My mother said to me not to be talking with you to-day,
or tomorrow, or on the Sunday;
 it was a bad time she took for telling me that;
it was shutting the door after the house was robbed.

This is about grief and loss, the vile taking of something, a rape, the taking of a culture, and the person doesn't even recognize he stole anything.

My heart is as black as the blackness of the sloe,
or the black coal that is on the smith's forge;
or as the sole of a shoe left in white halls;
it was you put that darkness into my life.

There's only a few people left now, who know what the culture was.  What we have today is Cecilia Fire Thunder making a compact with the state on the lives of two Lakota boys, victims of a crime, accused by the State of South Dakota as the perpetrators of the crime.  We have Federal and State judges declaring Lakotas guilty, denying them a trial, just plead guilty and get sent off.   We have people in Tribal courts taking children from their mothers and giving them away. 

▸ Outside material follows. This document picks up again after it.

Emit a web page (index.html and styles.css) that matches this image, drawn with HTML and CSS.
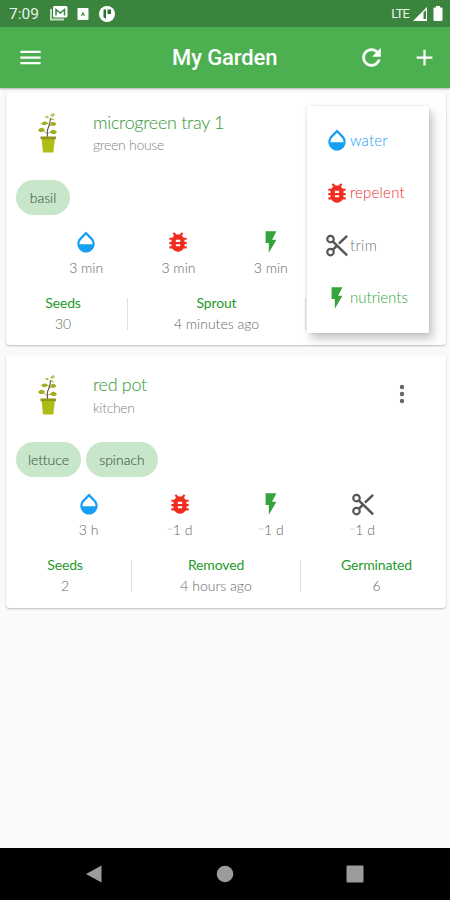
FILE: index.html
```html
<!DOCTYPE html>
<html lang="en">
<head>
<meta charset="utf-8">
<title>My Garden</title>
<link rel="stylesheet" href="styles.css">
</head>
<body>
<svg class="defs" aria-hidden="true">
  <symbol id="water" viewBox="0 0 24 24"><path d="M17.66 8L12 2.35 6.34 8C4.78 9.56 4 11.64 4 13.64s.78 4.11 2.34 5.67 3.61 2.35 5.66 2.35 4.1-.79 5.66-2.35S20 15.64 20 13.64 19.22 9.56 17.66 8zM6 14c.01-2 .62-3.27 1.76-4.4L12 5.27l4.24 4.38C17.38 10.77 17.99 12 18 14H6z"/></symbol>
  <symbol id="bug" viewBox="0 0 24 24"><path d="M20 8h-2.81c-.45-.78-1.07-1.45-1.82-1.96L17 4.41 15.59 3l-2.17 2.17C12.96 5.06 12.49 5 12 5s-.96.06-1.41.17L8.41 3 7 4.41l1.62 1.63C7.88 6.55 7.26 7.22 6.81 8H4v2h2.09c-.05.33-.09.66-.09 1v1H4v2h2v1c0 .34.04.67.09 1H4v2h2.81c1.04 1.79 2.97 3 5.19 3s4.15-1.21 5.19-3H20v-2h-2.09c.05-.33.09-.66.09-1v-1h2v-2h-2v-1c0-.34-.04-.67-.09-1H20V8zm-6 8h-4v-2h4v2zm0-4h-4v-2h4v2z"/></symbol>
  <symbol id="bolt" viewBox="0 0 24 24"><path d="M7 2v11h3v9l7-12h-4l4-8z"/></symbol>
  <symbol id="cut" viewBox="0 0 24 24"><g fill="none" stroke="currentColor" stroke-width="2"><circle cx="6" cy="6.500" r="3"/><circle cx="6" cy="18.500" r="3"/><path d="M8.100 8.600L21.300 21.500M8.100 16.400l3.400-3.400M13.800 10.700L21.300 3.500" stroke-width="2.300"/></g></symbol>
  <symbol id="plant" viewBox="0 0 20 40">
    <path d="M9.400 24V17l2.300-6 .8-6" fill="none" stroke="#5e5348" stroke-width="1.100"/>
    <path d="M9.500 21l-4-3M9.700 20l5-1M10.700 13l4-1.500M11 11L7 9" fill="none" stroke="#6d6a35" stroke-width=".6"/>
    <g fill="#a2ae20"><path d="M0 17q4-4.500 7 0-4 4.500-7 0zM12 19q3-5 7 0-3 4.500-7 0zM3 10.500q4-4 7 0-4 3.500-7 0zM12 11q3-4.500 6.500 0-3 4-6.500 0z"/><path d="M7 3.500q3-2 4 1-3 2-4-1zM12 3q2-4 5-2-1 4-5 2zM12 6q3-2 4.500 1-3 1-4.500-1z" opacity=".75"/></g>
    <path d="M3.500 25h13.500l-1.700 14.500H5z" fill="#adbd16"/><path d="M2.500 23.500h15.500v2.700H2.500z" fill="#98931a"/>
  </symbol>
</svg>
<div class="phone">
  <div class="status">
    <span class="clock">7:09</span>
    <svg class="notif" viewBox="0 0 18 18"><path d="M1 5v10.500h13" fill="none" stroke="#c5dec6" stroke-width="2"/><rect x="3" y="2" width="14.500" height="11.500" rx="1.500" fill="#fff"/><path d="M6 11.500V5.500l4.300 3.500 4.200-3.500v6" fill="none" stroke="#388442" stroke-width="1.500"/></svg>
    <svg class="square" viewBox="0 0 12 14"><rect x=".5" y="1" width="11" height="12" rx="1" fill="#fff"/><path d="M3.500 9.500L6 4.500l2.500 5L6 8z" fill="#4f8f55"/></svg>
    <svg class="round" viewBox="0 0 16 16"><circle cx="8" cy="8" r="8" fill="#fff"/><path d="M4.500 3.500H7v9.500L4.500 11zM8.500 3.500H12V8H8.500z" fill="#286d32"/></svg>
    <span class="lte">LTE</span>
    <svg class="signal" viewBox="0 0 14 14"><path d="M0 14L14 0v14z" fill="#fff"/><path d="M10.500 5.500L13 3v9h-2.500z" fill="#388442"/></svg>
    <svg class="battery" viewBox="0 0 9 15"><path d="M2.500 0h4v1.500H8q1 0 1 1V14q0 1-1 1H1q-1 0-1-1V2.500q0-1 1-1h1.500z" fill="#fff"/></svg>
  </div>
  <header class="appbar">
    <svg class="act" viewBox="0 0 24 24"><path d="M3 18h18v-2H3v2zm0-5h18v-2H3v2zm0-7v2h18V6H3z"/></svg>
    <h1>My Garden</h1>
    <svg class="act refresh" viewBox="0 0 24 24"><path d="M17.65 6.35C16.2 4.9 14.21 4 12 4c-4.42 0-7.99 3.58-7.99 8s3.57 8 7.99 8c3.73 0 6.84-2.55 7.73-6h-2.08c-.82 2.33-3.04 4-5.65 4-3.31 0-6-2.69-6-6s2.69-6 6-6c1.66 0 3.14.69 4.22 1.78L13 11h7V4l-2.35 2.35z"/></svg>
    <svg class="act" viewBox="0 0 24 24"><path d="M19 13h-6v6h-2v-6H5v-2h6V5h2v6h6v2z"/></svg>
  </header>
  <main>
    <section class="card first">
      <div class="head"><svg class="plant"><use href="#plant"/></svg><div class="names"><h2>microgreen tray 1</h2><p class="place">green house</p></div></div>
      <div class="chips"><span class="chip basil">basil</span></div>
      <div class="care">
        <div><svg class="ic blue"><use href="#water"/></svg><span>3 min</span></div>
        <div><svg class="ic red"><use href="#bug"/></svg><span>3 min</span></div>
        <div><svg class="ic green"><use href="#bolt"/></svg><span>3 min</span></div>
      </div>
      <div class="stats">
        <div><b>Seeds</b><span>30</span></div>
        <div><b>Sprout</b><span>4 minutes ago</span></div>
        <div></div>
      </div>
      <div class="menu">
        <div class="blue"><svg class="ic"><use href="#water"/></svg><span class="wide">water</span></div>
        <div class="red"><svg class="ic"><use href="#bug"/></svg><span class="wide">repelent</span></div>
        <div class="gray"><svg class="ic"><use href="#cut"/></svg><span>trim</span></div>
        <div class="green"><svg class="ic"><use href="#bolt"/></svg><span>nutrients</span></div>
      </div>
    </section>
    <section class="card second">
      <div class="head"><svg class="plant"><use href="#plant"/></svg><div class="names"><h2>red pot</h2><p class="place">kitchen</p></div><svg class="more" viewBox="0 0 6 20"><circle cx="3" cy="3" r="2.200"/><circle cx="3" cy="10" r="2.200"/><circle cx="3" cy="17" r="2.200"/></svg></div>
      <div class="chips"><span class="chip lettuce">lettuce</span><span class="chip spinach">spinach</span></div>
      <div class="care">
        <div><svg class="ic blue"><use href="#water"/></svg><span>3 h</span></div>
        <div><svg class="ic red"><use href="#bug"/></svg><span><i>~</i>1 d</span></div>
        <div><svg class="ic green"><use href="#bolt"/></svg><span><i>~</i>1 d</span></div>
        <div><svg class="ic gray"><use href="#cut"/></svg><span><i>~</i>1 d</span></div>
      </div>
      <div class="stats">
        <div><b>Seeds</b><span>2</span></div>
        <div><b>Removed</b><span>4 hours ago</span></div>
        <div><b>Germinated</b><span>6</span></div>
      </div>
    </section>
  </main>
  <nav>
    <svg viewBox="0 0 18 18"><path d="M1 9L16.500 .5v17z"/></svg>
    <svg viewBox="0 0 18 18"><circle cx="9" cy="9" r="8.300"/></svg>
    <svg viewBox="0 0 18 18"><rect x=".5" y=".5" width="17" height="17" rx="1"/></svg>
  </nav>
</div>
</body>
</html>
```
FILE: styles.css
```css
* { box-sizing: border-box; margin: 0; padding: 0; }
body { background: #fafafa; font-family: Lato, "Open Sans", sans-serif; }
svg { display: block; flex: none; fill: currentColor; }
.defs { position: absolute; width: 0; height: 0; }
.phone { width: 450px; height: 900px; display: flex; flex-direction: column; overflow: hidden; }

.status { height: 27px; flex: none; background: #3a843e; color: #e8f3e8; display: flex; align-items: center; padding: 0 7px 0 9px; font-family: Roboto, sans-serif; }
.clock { font-size: 15.500px; width: 41px; margin-top: 1px; }
.notif { width: 18px; height: 18px; margin-right: 9px; margin-top: -1px; }
.square { width: 12px; height: 14px; margin-right: 10px; }
.round { width: 16px; height: 16px; }
.lte { font-size: 13px; letter-spacing: -.9px; margin-left: auto; margin-right: 4px; }
.signal { width: 14px; height: 14px; margin-right: 6px; }
.battery { width: 10px; height: 15px; }

.appbar { height: 61px; flex: none; background: #4caf50; color: #fff; display: flex; align-items: center; padding: 0 12px 0 17px; box-shadow: 0 1px 2px rgba(0,0,0,.3); z-index: 1; }
.appbar h1 { flex: 1; font: 500 22px Roboto, sans-serif; letter-spacing: -.1px; padding-left: 128px; white-space: nowrap; }
.act { width: 27px; height: 27px; }
.refresh { margin-right: 26px; stroke: #fff; stroke-width: .5; }

main { flex: 1; padding: 5px 4px 0 6px; display: flex; flex-direction: column; gap: 10px; }
.card { position: relative; height: 252px; background: #fff; border-radius: 4px; box-shadow: 0 1px 2px rgba(0,0,0,.25); display: flex; flex-direction: column; }
.second { height: 253px; }
.head { height: 87px; display: flex; padding: 20px 41px 0 32px; }
.plant { width: 20px; height: 40px; margin-right: 35px; }
.names { flex: 1; }
h2 { font-weight: 300; font-size: 18px; line-height: 22px; margin-top: -2px; color: #43a047; letter-spacing: -.3px; -webkit-text-stroke: .1px; }
.place { font-size: 14px; line-height: 22px; margin-top: 1px; color: #858585; font-weight: 300; letter-spacing: -.3px; }
.second .place { margin-top: 2px; }
.more { width: 6px; height: 20px; margin-top: 9px; color: #666; }
.chips { display: flex; gap: 5px; padding-left: 10px; height: 35px; }
.chip { height: 35px; border-radius: 18px; background: #c8e6c9; color: #4e6150; font-size: 14px; font-weight: 300; -webkit-text-stroke: .15px; display: flex; align-items: center; justify-content: center; padding-bottom: 1px; }
.basil { width: 54px; }
.lettuce { width: 65px; }
.spinach { width: 72px; }
.care { display: grid; grid-template-columns: repeat(4, 92.300px); padding-left: 34px; margin-top: 14px; height: 66px; }
.second .care { grid-template-columns: repeat(4, 91.300px); padding-left: 37px; }
.care div { display: flex; flex-direction: column; align-items: center; }
.ic { width: 26px; height: 26px; }
.care span { font-size: 14px; line-height: 20px; margin-top: 3px; color: #666; font-weight: 300; white-space: nowrap; }
i { font-style: normal; font-size: 9px; line-height: 1; vertical-align: 3px; opacity: .6; }
.blue { color: #16a0f3; }
.red { color: #ef2c1e; }
.green { color: #35a53b; }
.gray { color: #555; }
.stats { display: grid; grid-template-columns: 122px 178px 140px; padding-top: 3px; }
.second .stats { grid-template-columns: 126px 169px 145px; }
.stats > div { height: 32px; display: flex; flex-direction: column; align-items: center; border-right: 1px solid #e0e0e0; }
.stats > div:first-child { padding-right: 7px; }
.stats > div:last-child { border: 0; padding-left: 6px; }
.stats b { font-size: 14px; line-height: 20px; margin-top: -5px; color: #259a2b; font-weight: 400; letter-spacing: -.15px; }
.stats span { font-size: 14px; line-height: 20px; margin-top: 1px; color: #666; font-weight: 300; white-space: nowrap; }
.menu { position: absolute; left: 301px; top: 13px; width: 122px; height: 227px; background: #fff; border-radius: 1px; box-shadow: 4px 6px 10px rgba(0,0,0,.22), 0 0 3px rgba(0,0,0,.12); padding: 8px 0 9px 17px; }
.menu > div { height: 52.500px; display: flex; align-items: center; }
.menu span { font-size: 15px; font-weight: 300; margin-top: -1px; }
.menu .wide { letter-spacing: .2px; }
.menu .gray span { color: #777; letter-spacing: .3px; }

nav { height: 52px; flex: none; background: #000; color: #9c9c9c; display: flex; justify-content: space-between; padding: 17px 86px 0 85px; }
nav svg { width: 18px; height: 18px; }
```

You have taken the east from me;
you have taken the west from me;
you have taken what is before me and what is behind me;
you have taken the moon, you have taken the sun from me;
and my fear is great that you have taken God from me!

Someone who still knows the culture will know what it is was to be violated, robbed of a cultural identity in every way, with absolutely no one to turn to.   If there are only two of you left out there, who understand what I am saying,  I am speaking to you,  for a great culture only exists in the heart and mind.   We hear a lot about identity theft, yet they are only talking about money.   What do they know of being robbed of your total identity?   Now, after they defiled it, defamed it, denuded it, shamed it, changed it; now they want to give it back to you.   If you read this with any kind of recognition, then remember they stole your heart from you when they stole your children.  For in doing so, they stole the future.  You are selling out your own religion.  

Stop, look, and listen.  Where there is life, there is hope.